— Work to be completed —
Quote all of the data exactly as given. Skip every picture it contains.

==================================================

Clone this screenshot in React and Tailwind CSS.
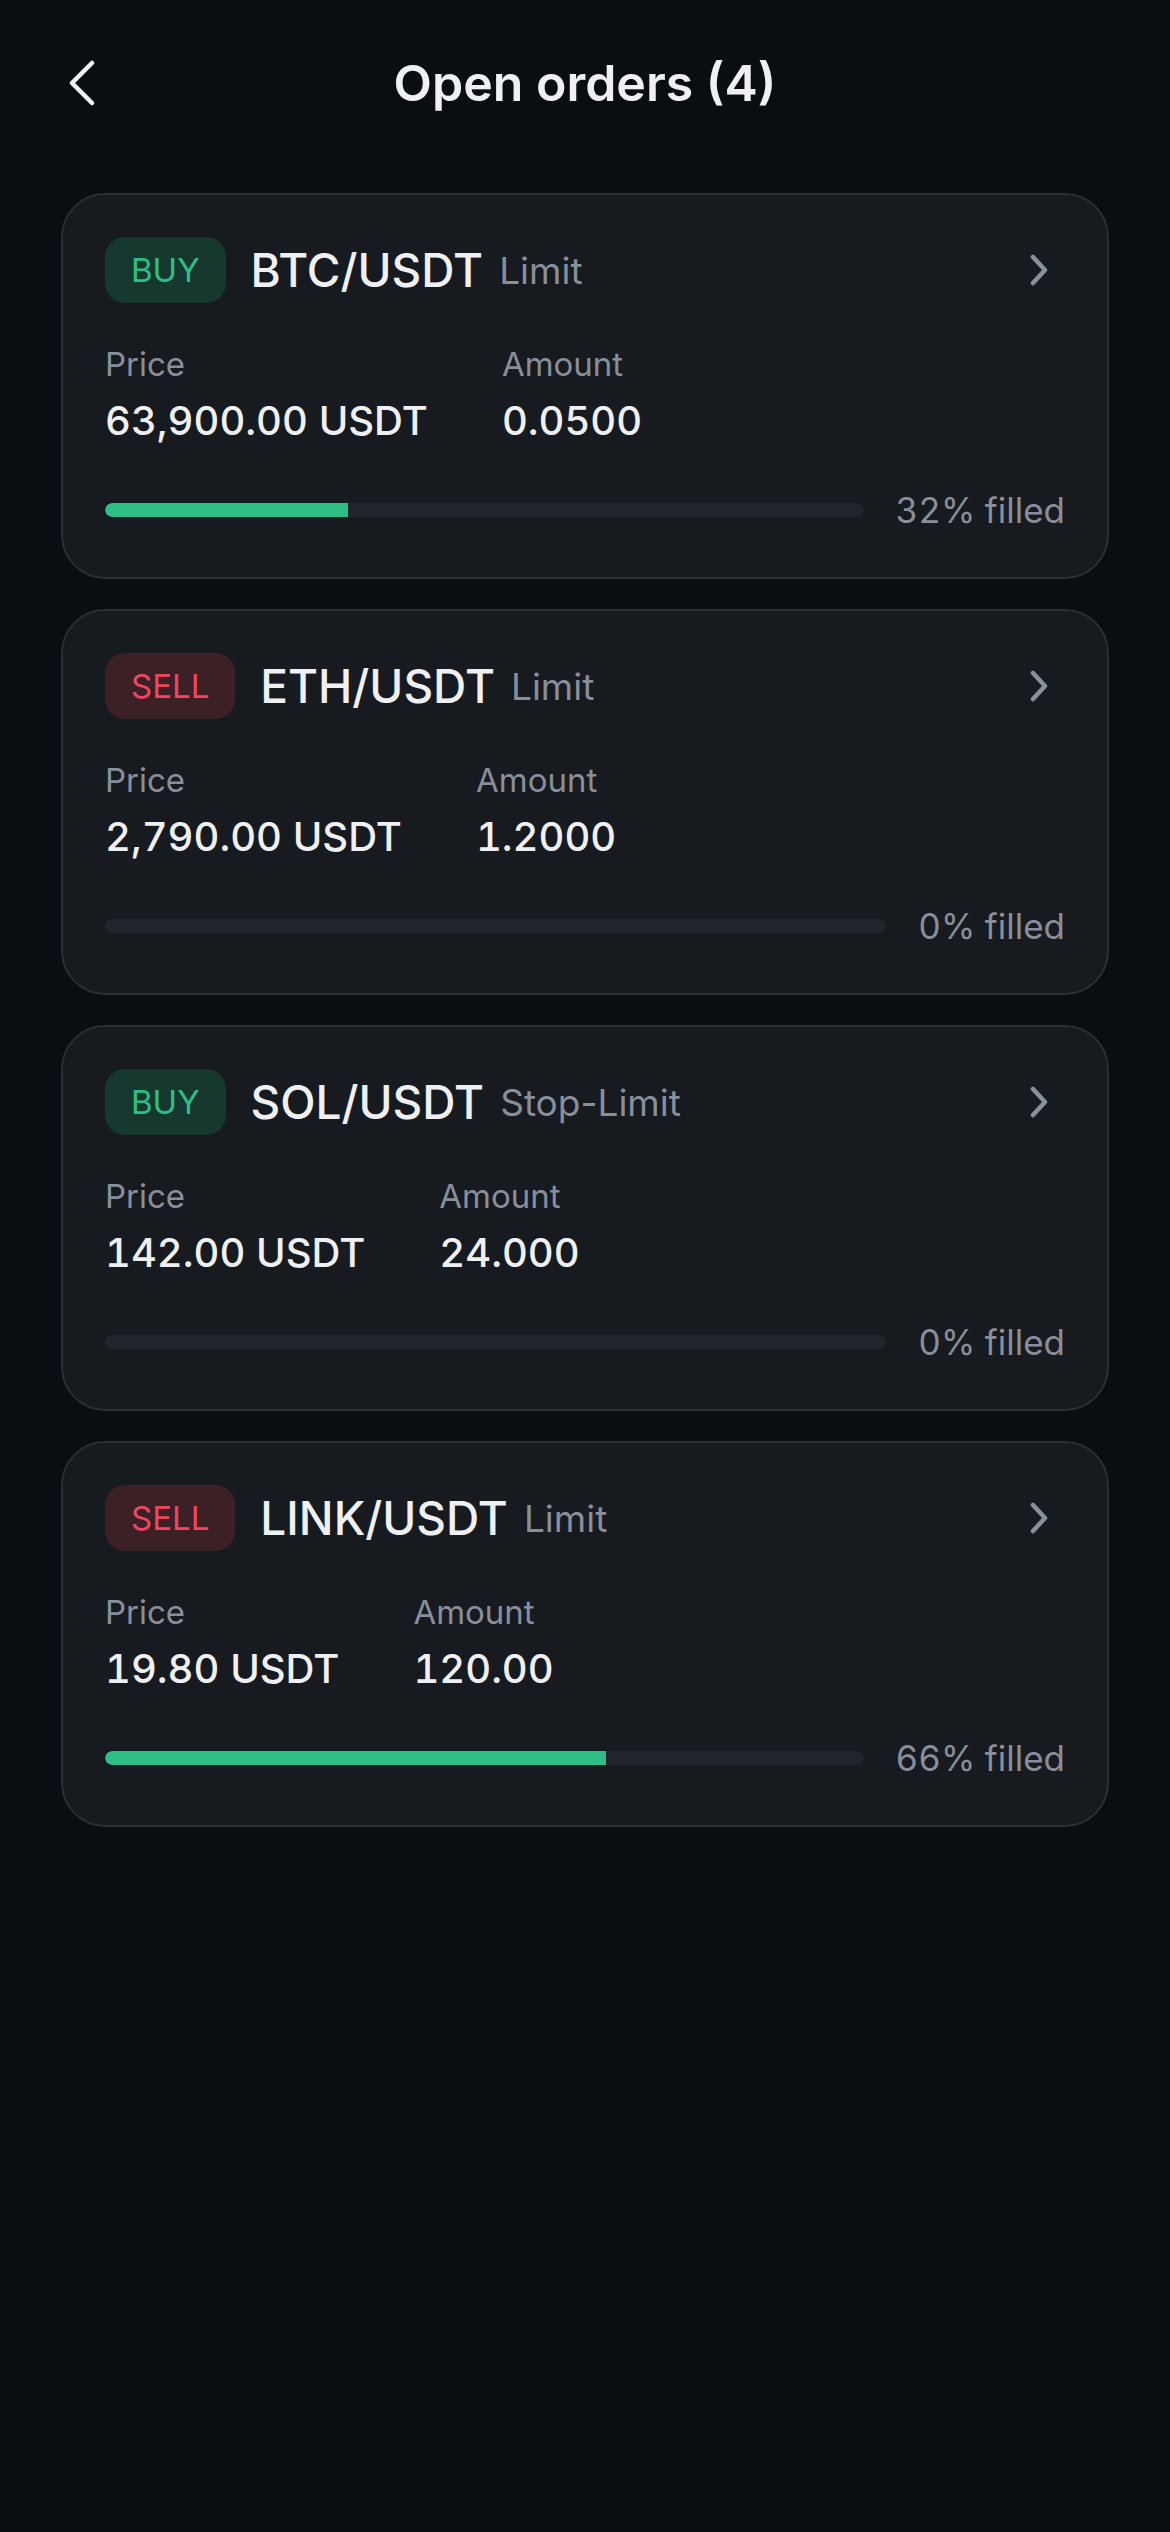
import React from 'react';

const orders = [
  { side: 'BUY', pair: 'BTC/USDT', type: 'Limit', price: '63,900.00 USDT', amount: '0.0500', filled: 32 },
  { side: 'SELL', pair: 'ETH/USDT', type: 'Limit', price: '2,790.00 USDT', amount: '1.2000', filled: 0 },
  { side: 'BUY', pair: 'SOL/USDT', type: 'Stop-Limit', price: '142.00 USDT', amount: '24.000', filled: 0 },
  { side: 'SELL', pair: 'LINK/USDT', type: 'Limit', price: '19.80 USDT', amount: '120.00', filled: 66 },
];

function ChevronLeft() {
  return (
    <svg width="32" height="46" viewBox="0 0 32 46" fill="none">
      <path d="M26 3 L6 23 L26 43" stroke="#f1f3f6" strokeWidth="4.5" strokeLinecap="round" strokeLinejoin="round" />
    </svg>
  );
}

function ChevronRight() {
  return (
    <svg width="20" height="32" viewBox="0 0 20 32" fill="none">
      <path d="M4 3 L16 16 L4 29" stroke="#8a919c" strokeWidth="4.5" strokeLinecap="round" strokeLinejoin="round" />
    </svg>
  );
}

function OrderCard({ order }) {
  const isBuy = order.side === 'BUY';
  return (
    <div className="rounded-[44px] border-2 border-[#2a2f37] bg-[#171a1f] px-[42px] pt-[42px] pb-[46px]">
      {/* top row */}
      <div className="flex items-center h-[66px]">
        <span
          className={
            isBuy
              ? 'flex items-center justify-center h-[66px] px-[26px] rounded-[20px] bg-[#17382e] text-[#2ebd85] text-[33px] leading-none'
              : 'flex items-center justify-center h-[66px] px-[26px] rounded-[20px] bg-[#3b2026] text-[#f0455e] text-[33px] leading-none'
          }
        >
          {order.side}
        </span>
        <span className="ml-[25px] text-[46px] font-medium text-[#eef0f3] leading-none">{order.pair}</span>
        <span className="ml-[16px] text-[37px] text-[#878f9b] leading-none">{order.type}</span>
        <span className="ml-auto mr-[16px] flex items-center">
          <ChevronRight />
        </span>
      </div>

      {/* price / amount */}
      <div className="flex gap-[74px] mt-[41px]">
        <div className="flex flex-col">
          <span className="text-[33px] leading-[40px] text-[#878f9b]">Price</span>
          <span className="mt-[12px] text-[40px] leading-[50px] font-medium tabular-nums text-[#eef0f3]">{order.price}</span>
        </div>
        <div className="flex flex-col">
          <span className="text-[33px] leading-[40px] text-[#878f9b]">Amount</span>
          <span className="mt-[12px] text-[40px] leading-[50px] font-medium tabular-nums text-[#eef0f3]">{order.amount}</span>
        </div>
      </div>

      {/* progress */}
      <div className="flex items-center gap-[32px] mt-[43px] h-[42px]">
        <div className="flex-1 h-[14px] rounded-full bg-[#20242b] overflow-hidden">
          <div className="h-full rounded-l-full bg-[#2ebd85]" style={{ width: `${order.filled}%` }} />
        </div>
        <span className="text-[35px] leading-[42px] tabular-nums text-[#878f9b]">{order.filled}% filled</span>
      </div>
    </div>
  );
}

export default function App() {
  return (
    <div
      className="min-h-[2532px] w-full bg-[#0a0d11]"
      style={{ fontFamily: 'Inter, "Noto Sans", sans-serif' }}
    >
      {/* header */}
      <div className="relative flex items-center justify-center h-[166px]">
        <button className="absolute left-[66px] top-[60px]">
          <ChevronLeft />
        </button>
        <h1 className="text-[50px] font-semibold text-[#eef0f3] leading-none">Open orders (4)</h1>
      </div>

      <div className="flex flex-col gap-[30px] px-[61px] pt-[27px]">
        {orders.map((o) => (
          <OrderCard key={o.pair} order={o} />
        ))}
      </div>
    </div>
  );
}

==================================================

— Final result —
Clone this screenshot in React and Tailwind CSS.
import React from 'react';

const orders = [
  { side: 'BUY', pair: 'BTC/USDT', type: 'Limit', price: '63,900.00 USDT', amount: '0.0500', filled: 32 },
  { side: 'SELL', pair: 'ETH/USDT', type: 'Limit', price: '2,790.00 USDT', amount: '1.2000', filled: 0 },
  { side: 'BUY', pair: 'SOL/USDT', type: 'Stop-Limit', price: '142.00 USDT', amount: '24.000', filled: 0 },
  { side: 'SELL', pair: 'LINK/USDT', type: 'Limit', price: '19.80 USDT', amount: '120.00', filled: 66 },
];

function ChevronLeft() {
  return (
    <svg width="32" height="46" viewBox="0 0 32 46" fill="none">
      <path d="M26 3 L6 23 L26 43" stroke="#f1f3f6" strokeWidth="4.5" strokeLinecap="round" strokeLinejoin="round" />
    </svg>
  );
}

function ChevronRight() {
  return (
    <svg width="20" height="32" viewBox="0 0 20 32" fill="none">
      <path d="M4 3 L16 16 L4 29" stroke="#8a919c" strokeWidth="4.5" strokeLinecap="round" strokeLinejoin="round" />
    </svg>
  );
}

function OrderCard({ order }) {
  const isBuy = order.side === 'BUY';
  return (
    <div className="rounded-[44px] border-2 border-[#2a2f37] bg-[#171a1f] px-[42px] pt-[42px] pb-[46px]">
      {/* top row */}
      <div className="flex items-center h-[66px]">
        <span
          className={
            isBuy
              ? 'flex items-center justify-center h-[66px] px-[26px] rounded-[20px] bg-[#17382e] text-[#2ebd85] text-[33px] leading-none'
              : 'flex items-center justify-center h-[66px] px-[26px] rounded-[20px] bg-[#3b2026] text-[#f0455e] text-[33px] leading-none'
          }
        >
          {order.side}
        </span>
        <span className="ml-[25px] text-[46px] font-medium text-[#eef0f3] leading-none">{order.pair}</span>
        <span className="ml-[16px] text-[37px] text-[#878f9b] leading-none">{order.type}</span>
        <span className="ml-auto mr-[16px] flex items-center">
          <ChevronRight />
        </span>
      </div>

      {/* price / amount */}
      <div className="flex gap-[74px] mt-[41px]">
        <div className="flex flex-col">
          <span className="text-[33px] leading-[40px] text-[#878f9b]">Price</span>
          <span className="mt-[12px] text-[40px] leading-[50px] font-medium tabular-nums text-[#eef0f3]">{order.price}</span>
        </div>
        <div className="flex flex-col">
          <span className="text-[33px] leading-[40px] text-[#878f9b]">Amount</span>
          <span className="mt-[12px] text-[40px] leading-[50px] font-medium tabular-nums text-[#eef0f3]">{order.amount}</span>
        </div>
      </div>

      {/* progress */}
      <div className="flex items-center gap-[32px] mt-[43px] h-[42px]">
        <div className="flex-1 h-[14px] rounded-full bg-[#20242b] overflow-hidden">
          <div className="h-full rounded-l-full bg-[#2ebd85]" style={{ width: `${order.filled}%` }} />
        </div>
        <span className="text-[35px] leading-[42px] tabular-nums text-[#878f9b]">{order.filled}% filled</span>
      </div>
    </div>
  );
}

export default function App() {
  return (
    <div
      className="min-h-[2532px] w-full bg-[#0a0d11]"
      style={{ fontFamily: 'Inter, "Noto Sans", sans-serif' }}
    >
      {/* header */}
      <div className="relative flex items-center justify-center h-[166px]">
        <button className="absolute left-[66px] top-[60px]">
          <ChevronLeft />
        </button>
        <h1 className="text-[50px] font-semibold text-[#eef0f3] leading-none">Open orders (4)</h1>
      </div>

      <div className="flex flex-col gap-[30px] px-[61px] pt-[27px]">
        {orders.map((o) => (
          <OrderCard key={o.pair} order={o} />
        ))}
      </div>
    </div>
  );
}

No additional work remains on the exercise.